While African economies are set keep up robust growth amid a slowdown in the global economy and in commodity price, they need to diversify into value added sector to jump start their growth into a higher level.
This was expressed during a seminar featuring a panel of economic analysts in Johannesburg. Moderated by Anushuya Gounden, the head of Africa Desk at professional services firm Deloitte, panelist noted that the World Bank says investment flows to Sub Saharan Africa are set to double from $ 43 billion in 2008, the onset of the recession, to $ 86,1 billion in 2015. The bulk of these flows are foreign direct investment, “which tends to promote infrastructure development and hence, job creation.”

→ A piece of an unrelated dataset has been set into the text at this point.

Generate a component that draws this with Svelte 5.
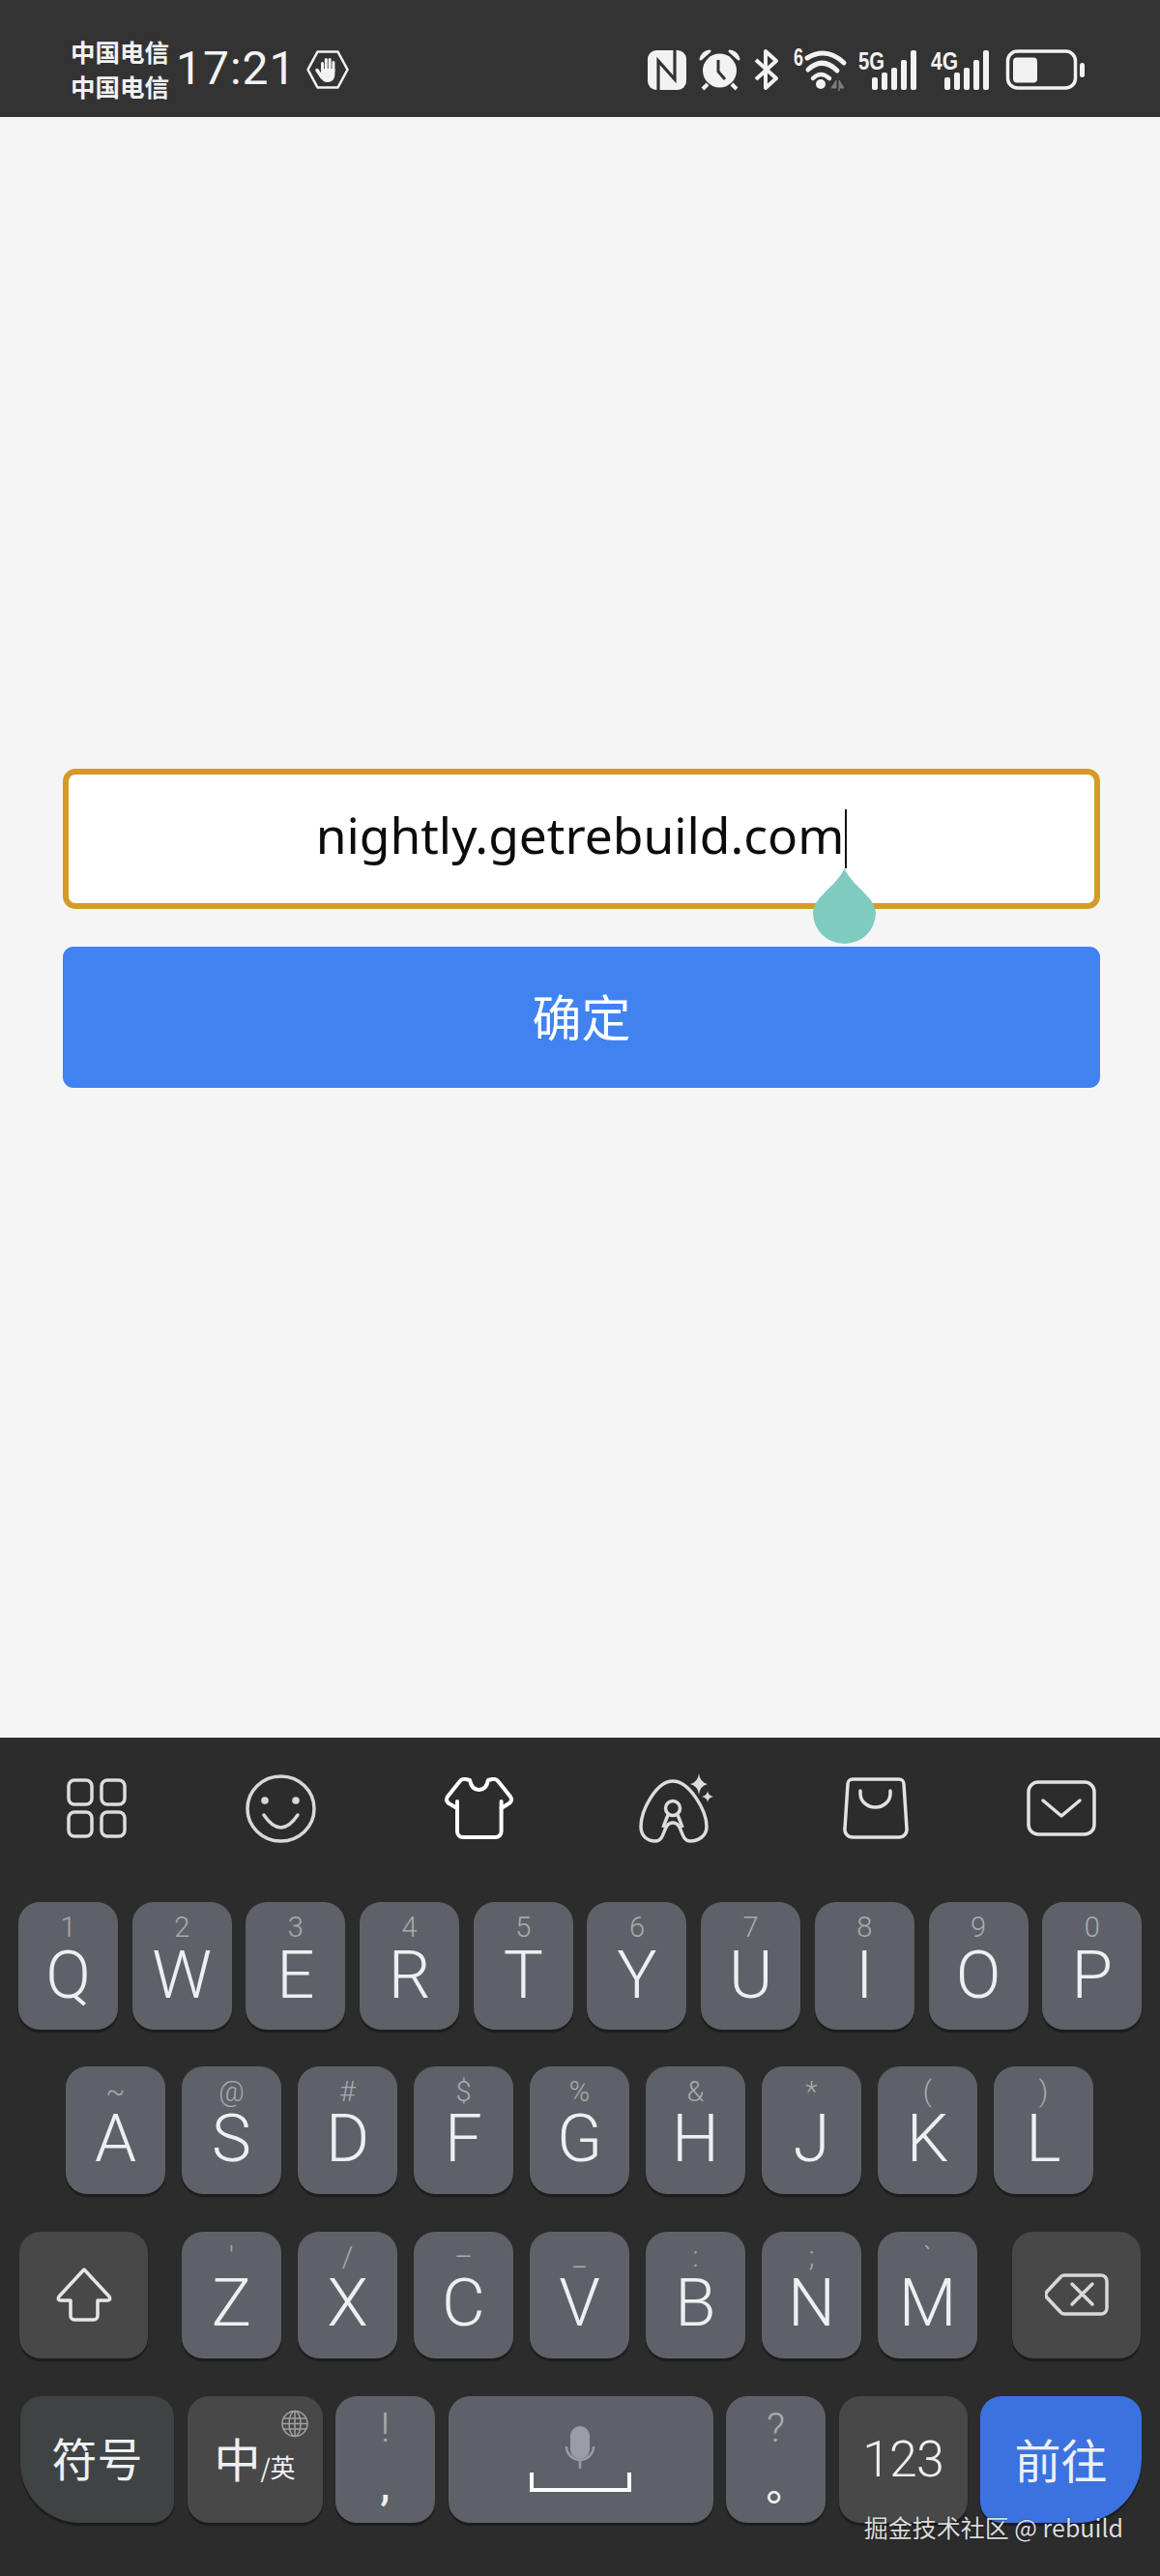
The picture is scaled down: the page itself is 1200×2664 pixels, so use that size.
<script>
	const row1 = [['1','Q'],['2','W'],['3','E'],['4','R'],['5','T'],['6','Y'],['7','U'],['8','I'],['9','O'],['0','P']];
	const row2 = [['~','A'],['@','S'],['#','D'],['$','F'],['%','G'],['&','H'],['*','J'],['(','K'],[')','L']];
	const row3 = [["'",'Z'],['/','X'],['–','C'],['_','V'],[':','B'],[';','N'],['`','M']];
</script>

{#snippet signal(label, labelW)}
	<svg class="sig" viewBox="0 0 62 42" width="62" height="42">
		<text x="0" y="21" textLength={labelW} lengthAdjust="spacingAndGlyphs" class="tiny">{label}</text>
		<rect x="14" y="29" width="6" height="13" rx="2"/>
		<rect x="24" y="24" width="6" height="18" rx="2"/>
		<rect x="34" y="19" width="6" height="23" rx="2"/>
		<rect x="44" y="11" width="6" height="31" rx="2"/>
		<rect x="54" y="1" width="6" height="41" rx="2"/>
	</svg>
{/snippet}

{#snippet letter(k)}
	<div class="key">
		<span class="hint">{k[0]}</span>
		<span class="cap">{k[1]}</span>
	</div>
{/snippet}

<div class="page">
	<header class="status">
		<div class="carriers"><span>中国电信</span><span>中国电信</span></div>
		<span class="time">17:21</span>
		<svg class="block" viewBox="0 0 44 40" width="44" height="40">
			<path d="M11.500 1.500H32.500L42.500 20L32.500 38.500H11.500L1.500 20Z" fill="none" stroke="#f2f2f2" stroke-width="2.600" stroke-linejoin="round"/>
			<g fill="#f2f2f2">
				<rect x="15" y="12" width="3" height="12" rx="1.500"/>
				<rect x="18.800" y="8" width="3" height="14" rx="1.500"/>
				<rect x="22.600" y="8" width="3" height="14" rx="1.500"/>
				<rect x="26.400" y="11" width="3" height="12" rx="1.500"/>
				<path d="M15 19H29.400V25C29.400 30 26 33 22 33C18 33 16 31 15 28Z"/>
			</g>
			<path d="M11 20.500L16 28" stroke="#f2f2f2" stroke-width="3.500" stroke-linecap="round"/>
		</svg>
		<div class="tray">
			<svg viewBox="0 0 40 42" width="40" height="42">
				<rect y="1" width="40" height="41" rx="9" fill="#f2f2f2"/>
				<path d="M11 42V12L28 31V1" fill="none" stroke="#333" stroke-width="3.200"/>
			</svg>
			<svg viewBox="0 0 43 42" width="43" height="42">
				<circle cx="21.500" cy="22" r="17.500" fill="#f2f2f2"/>
				<path d="M2 10Q4 3 11 2ZM41 10Q39 3 32 2Z" fill="#f2f2f2" stroke="#f2f2f2" stroke-width="3" stroke-linejoin="round"/>
				<path d="M9 36L4 41M34 36L39 41" stroke="#f2f2f2" stroke-width="4"/>
				<path d="M20 11V23L27 31" fill="none" stroke="#333" stroke-width="3"/>
			</svg>
			<svg viewBox="0 0 29 42" width="29" height="42">
				<path d="M3 11L24 30L13 40V2L24 12L3 31" fill="none" stroke="#f2f2f2" stroke-width="4" stroke-linejoin="round"/>
			</svg>
			<svg class="wifi" viewBox="0 0 54 44" width="54" height="44">
				<text x="0" y="18" class="tiny" textLength="10" lengthAdjust="spacingAndGlyphs">6</text>
				<path d="M14 10Q34-2 52 15" fill="none" stroke="#f2f2f2" stroke-width="5" stroke-linecap="round"/>
				<path d="M15 22Q30 8 45 23" fill="none" stroke="#f2f2f2" stroke-width="5" stroke-linecap="round"/>
				<path d="M20 31Q28 23 37 31" fill="none" stroke="#f2f2f2" stroke-width="4.500" stroke-linecap="round"/>
				<circle cx="28" cy="37" r="5" fill="#f2f2f2"/>
				<path d="M44 33L39 41H44ZM47 44V33L52 41H47Z" fill="#7d7d7d" stroke="#7d7d7d"/>
			</svg>
			{@render signal('5G', 27)}
			{@render signal('4G', 28)}
			<svg viewBox="0 0 84 42" width="84" height="42">
				<rect x="4.500" y="2" width="70" height="38" rx="10" fill="none" stroke="#f2f2f2" stroke-width="3.500"/>
				<rect x="10" y="8.500" width="25" height="26" rx="4" fill="#f2f2f2"/>
				<rect x="79" y="14" width="5" height="15" rx="2.500" fill="#f2f2f2"/>
			</svg>
		</div>
	</header>

	<main class="content">
		<div class="field">
			<span class="url">nightly.getrebuild.com</span><span class="caret"></span>
			<svg class="drop" viewBox="0 0 65 78" width="65" height="78">
				<path d="M32.500 0C40 18 65 30 65 46A32.500 32 0 0 1 0 46C0 30 25 18 32.500 0Z" fill="#80cbc0"/>
			</svg>
		</div>
		<button class="ok">确定</button>
	</main>

	<section class="keyboard">
		<div class="tools">
			<svg viewBox="0 0 62 62" width="62" height="62">
				<g fill="none" stroke="#dcdcdc" stroke-width="3.500">
					<rect x="2" y="2" width="24" height="25" rx="6"/>
					<rect x="36" y="2" width="24" height="25" rx="6"/>
					<rect x="2" y="35" width="24" height="25" rx="6"/>
					<rect x="36" y="35" width="24" height="25" rx="6"/>
				</g>
			</svg>
			<svg class="smile" viewBox="0 0 73 71" width="73" height="71">
				<ellipse cx="36.500" cy="35.500" rx="34.500" ry="33.500" fill="none" stroke="#d8d8d8" stroke-width="3.500"/>
				<circle cx="20" cy="27" r="3.800" fill="#d8d8d8"/>
				<circle cx="52" cy="27" r="3.800" fill="#d8d8d8"/>
				<path d="M19 42Q36.500 68 54 42" fill="none" stroke="#d8d8d8" stroke-width="3.500" stroke-linecap="round"/>
			</svg>
			<svg class="shirt" viewBox="0 0 71 64" width="71" height="64">
				<g fill="none" stroke="#fff" stroke-width="4" stroke-linecap="round" stroke-linejoin="round">
					<path d="M13 25V56a6 6 0 0 0 6 6H52.600a6 6 0 0 0 6-6V25"/>
					<path d="M13 32L6 28Q0 25 3 20L15 5Q18 1 22 2L26 3Q28 13 35.500 13Q43 13 45 3L49 2Q53 1 56 5L68 20Q71 25 65 28L58.600 32"/>
				</g>
			</svg>
			<svg class="ai" viewBox="0 0 77 72" width="77" height="72">
				<g fill="none" stroke="#dcdcdc" stroke-width="3.500">
					<path d="M35 8C18 8 2 38 2 55C2 65 9 70 17 70C28 70 24 51 35 51C46 51 42 70 53 70C61 70 70 65 70 55C70 38 52 8 35 8Z"/>
					<circle cx="35" cy="36" r="7.500"/>
					<path d="M30 43Q27 50 25 56M40 43Q43 50 45 56"/>
				</g>
				<path d="M62 0Q63 9 71 11Q63 13 62 22Q61 13 53 11Q61 9 62 0Z" fill="#dcdcdc"/>
				<path d="M71 18Q71.500 23 77 24Q71.500 25 71 30Q70.500 25 65 24Q70.500 23 71 18Z" fill="#dcdcdc"/>
			</svg>
			<svg class="bag" viewBox="0 0 68 64" width="68" height="64">
				<g fill="none" stroke="#e2e2e2" stroke-width="3.500" stroke-linecap="round">
					<path d="M10 2H58a5 5 0 0 1 5 5L66 53a8 8 0 0 1-8 9H10a8 8 0 0 1-8-9L5 7a5 5 0 0 1 5-5Z"/>
					<path d="M18 14v3a15.500 14 0 0 0 31 0v-3"/>
				</g>
			</svg>
			<svg class="chev" viewBox="0 0 72 58" width="72" height="58">
				<g fill="none" stroke="#e2e2e2" stroke-width="3.500" stroke-linecap="round" stroke-linejoin="round">
					<rect x="2" y="2" width="68" height="54" rx="10"/>
					<path d="M17 21L36 37L55 21"/>
				</g>
			</svg>
		</div>

		<div class="rows">
			<div class="row r1">
				{#each row1 as k}{@render letter(k)}{/each}
			</div>
			<div class="row r2">
				{#each row2 as k}{@render letter(k)}{/each}
			</div>
			<div class="row r3">
				<div class="key fn shift">
					<svg viewBox="0 0 58 56" width="58" height="56">
						<path d="M29 2L55 30Q57 34 53 34H43V50a4 4 0 0 1-4 4H19a4 4 0 0 1-4-4V34H5Q1 34 3 30Z" fill="none" stroke="#e6e6e6" stroke-width="3.500" stroke-linejoin="round"/>
					</svg>
				</div>
				{#each row3 as k}{@render letter(k)}{/each}
				<div class="key fn del">
					<svg viewBox="0 0 66 44" width="66" height="44">
						<g fill="none" stroke="#d8d8d8" stroke-width="3.500" stroke-linecap="round">
							<path d="M20 2H58a6 6 0 0 1 6 6V36a6 6 0 0 1-6 6H20a5 5 0 0 1-4-2L2 25a5 5 0 0 1 0-6L16 4a5 5 0 0 1 4-2Z"/>
							<path d="M28 11L49 32M49 11L28 32"/>
						</g>
					</svg>
				</div>
			</div>
			<div class="row r4">
				<div class="key fn sym">符号</div>
				<div class="key fn lang">
					<span class="zh">中</span><span class="slash">/英</span>
					<svg class="globe" viewBox="0 0 28 29" width="28" height="29">
						<g fill="none" stroke="#a0a0a0" stroke-width="1.500">
							<circle cx="14" cy="14.500" r="13"/>
							<ellipse cx="14" cy="14.500" rx="6" ry="13"/>
							<path d="M14 1.500V27.500M2 9H26M1 14.500H27M2 20H26"/>
						</g>
					</svg>
				</div>
				<div class="key punct">
					<span class="bang">!</span>
					<span class="mark">,</span>
				</div>
				<div class="key space">
					<svg viewBox="0 0 105 70" width="105" height="70">
						<rect x="42" y="0" width="20" height="34" rx="10" fill="#9a9da4"/>
						<path d="M38 21A14 14 0 0 0 66 21M52 36V44" fill="none" stroke="#9a9da4" stroke-width="2.500"/>
						<path d="M2 48V66H103V48" fill="none" stroke="#fff" stroke-width="4"/>
					</svg>
				</div>
				<div class="key punct">
					<span class="bang">?</span>
					<span class="mark stop">。</span>
				</div>
				<div class="key fn num">123</div>
				<div class="key go">前往</div>
			</div>
		</div>
		<span class="watermark">掘金技术社区 @ rebuild</span>
	</section>
</div>

<style>
	:global(body) { margin: 0; background: #f5f5f5; }

	.page {
		width: 1200px; height: 2664px;
		display: flex; flex-direction: column;
		font-family: "Noto Sans CJK SC", "Noto Sans", sans-serif;
		overflow: hidden;
	}

	/* status bar */
	.status {
		height: 121px; flex: none; box-sizing: border-box;
		background: #333;
		color: #f2f2f2;
		display: flex; align-items: center;
		padding: 20px 78px 0 73px;
	}
	.status svg { display: block; flex: none; overflow: visible; }
	.carriers {
		display: flex; flex-direction: column;
		font-size: 25.500px; font-weight: 700; line-height: 36px;
		margin-top: 1px;
	}
	.time {
		font-family: Roboto, sans-serif;
		font-size: 48px; letter-spacing: 1px; line-height: 1;
		margin-left: 7px; margin-top: 1px;
	}
	.block { margin-left: 10px; margin-top: 3px; }
	.tray { margin-left: auto; display: flex; align-items: center; gap: 13px; margin-top: 3px; }
	.tiny { font-family: "Liberation Sans", sans-serif; font-weight: 700; font-size: 25px; fill: #f2f2f2; }
	.sig rect { fill: #f2f2f2; }

	/* page body */
	.content {
		flex: 1; background: #f5f5f5;
		padding: 674px 62px 0 65px;
		display: flex; flex-direction: column; gap: 39px;
	}
	.field {
		position: relative;
		height: 145px; box-sizing: border-box;
		background: #fff;
		border: 6px solid #d69b27; border-radius: 13px;
		display: flex; align-items: center; justify-content: center;
	}
	.url {
		font-family: "Noto Sans", sans-serif;
		font-size: 51.500px; color: #0c0c0c; line-height: 1;
		margin-top: -8px;
	}
	.caret { width: 2px; height: 61px; background: #111; margin-left: 1px; }
	.drop { position: absolute; left: 770px; top: 97px; }
	.ok {
		height: 146px; border: none; border-radius: 11px;
		background: #4083f0; color: #fff;
		font-family: inherit; font-size: 51px; padding: 0 0 4px;
	}

	/* keyboard */
	.keyboard {
		position: relative;
		height: 867px; flex: none; box-sizing: border-box;
		background: #2c2c2c;
	}
	.tools {
		height: 146px; box-sizing: border-box;
		padding: 0 0 0 69px;
		display: flex; align-items: center; gap: 128px;
	}
	.tools svg { display: block; flex: none; }
	.smile { margin-left: -5px; }
	.shirt { margin-left: 5px; }
	.ai { margin-left: 2px; }
	.bag { margin-left: 6px; }
	.chev { margin-left: -6px; }

	.rows { margin-top: 24px; display: flex; flex-direction: column; gap: 38.800px; }
	.row { display: grid; height: 131.500px; }
	.r1 { grid-template-columns: repeat(10, 103px); column-gap: 14.700px; margin-left: 19px; }
	.r2 { grid-template-columns: repeat(9, 103px); column-gap: 17px; margin-left: 68px; }
	.r3 { grid-template-columns: 151px repeat(7, 103px) 152px; column-gap: 17px; margin-left: 20px; }
	.r3 .shift { margin-right: 18px; }
	.r3 .del { margin-left: 19px; }
	.r4 { grid-template-columns: 159px 140px 103px 274px 103px 133px 167px; column-gap: 13.500px; margin-left: 21px; }

	.key {
		position: relative;
		background: #5e6268; border-radius: 22px;
		box-shadow: 0 3px 1px #1d1d1d;
		color: #edf0f3;
		display: flex; flex-direction: column; align-items: center;
		font-family: Roboto, sans-serif;
	}
	.hint {
		height: 33px; margin-top: 10px;
		font-size: 29px; font-weight: 300; line-height: 33px; color: #a8abaf;
	}
	.cap { font-size: 69px; font-weight: 300; line-height: 50px; margin-top: 6.500px; }
	.r1 .cap { margin-top: 8px; }

	.fn { background: #484848; justify-content: center; }
	.sym {
		background: #404343; border-bottom-left-radius: 62px;
		font-family: "Noto Sans CJK SC", sans-serif;
		font-size: 47px; padding-bottom: 6px; box-sizing: border-box;
	}
	.lang {
		flex-direction: row; align-items: baseline; justify-content: center;
		padding-top: 33px; box-sizing: border-box;
		font-family: "Noto Sans CJK SC", sans-serif;
	}
	.zh { font-size: 48px; line-height: 60px; }
	.slash { font-size: 26px; }
	.globe { position: absolute; top: 14px; right: 15px; }
	.punct { justify-content: flex-start; }
	.bang { font-size: 42px; font-weight: 300; line-height: 42px; color: #a8abaf; margin-top: 12px; }
	.mark { font-size: 44px; line-height: 44px; margin-top: 16px; font-weight: 500; }
	.stop { font-family: "Noto Sans CJK SC", sans-serif; font-size: 42px; margin-left: 22px; margin-top: 14px; }
	.space { justify-content: flex-end; padding-bottom: 30px; box-sizing: border-box; }
	.num { font-size: 52px; font-weight: 300; letter-spacing: -1px; box-sizing: border-box; }
	.go {
		background: #3b72e0; justify-content: center;
		border-bottom-right-radius: 66px;
		font-family: "Noto Sans CJK SC", sans-serif;
		font-size: 48px; padding-bottom: 4px; box-sizing: border-box;
	}
	.watermark {
		position: absolute; right: 38px; top: 800px;
		font-family: "Noto Sans CJK SC", sans-serif;
		font-size: 25px; line-height: 32px; color: #dcdcdc;
		text-shadow: 0 0 2px rgba(0,0,0,0.5);
	}
</style>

The World Bank expects GDP growth in Sub Saharan Africa, excluding South Africa, to rise to 6,1 % this year, up from 5,8% last year. South Africa’s economic growth is forecast at 2,7% this year, a decline from 2,4% last year and 3,1% in 2011.
Panelist Jorge Maia, head of research and information at the Industrial Development Corporation said that foreign direct investment is not the only driver of growth in the region. He notes that a rising proportion is actually domestic investment and it is finding its way into sector such as manufacturing and telecoms, thereby slowly diversifying many African economies which were mainly driven by mineral extraction and agriculture.
The seminar noted that African economies need to diversify more rapidly and play an increasing role in world trade, supplying a broader range of goods to global markets.
Panelist identified basic manufactured goods as a source of export growth, while an even bigger opportunity lies in food processing. Africa’s strategic position as custodian of 60% of the world’s arable land puts it in a great position to become a global food supplier.
Rapid urbanisation, which will see Africa’s major city’s population increase exponentially over the next few decades, will also drive demand for a range of goods, from food to affordable telecommunications. Gounden said this could lead to some regions of the continent becoming “the world’s bread baskets”.
Regional integration was identified as another driver of growth. But Mahoney noted that the process, as spoken about and driven by politicians over the past few decades, has not taken off. Harford said the only way for regional integration to happen is for companies, especially multinationals, to pursue growth and thus have to negotiate and invest in better trading conditions across countries.
Simon Harford, a partner at Actis, said the private sector remains a key source of employment creation. In South Africa, government is the only sector that has shown consistently positive employment growth over the past few years.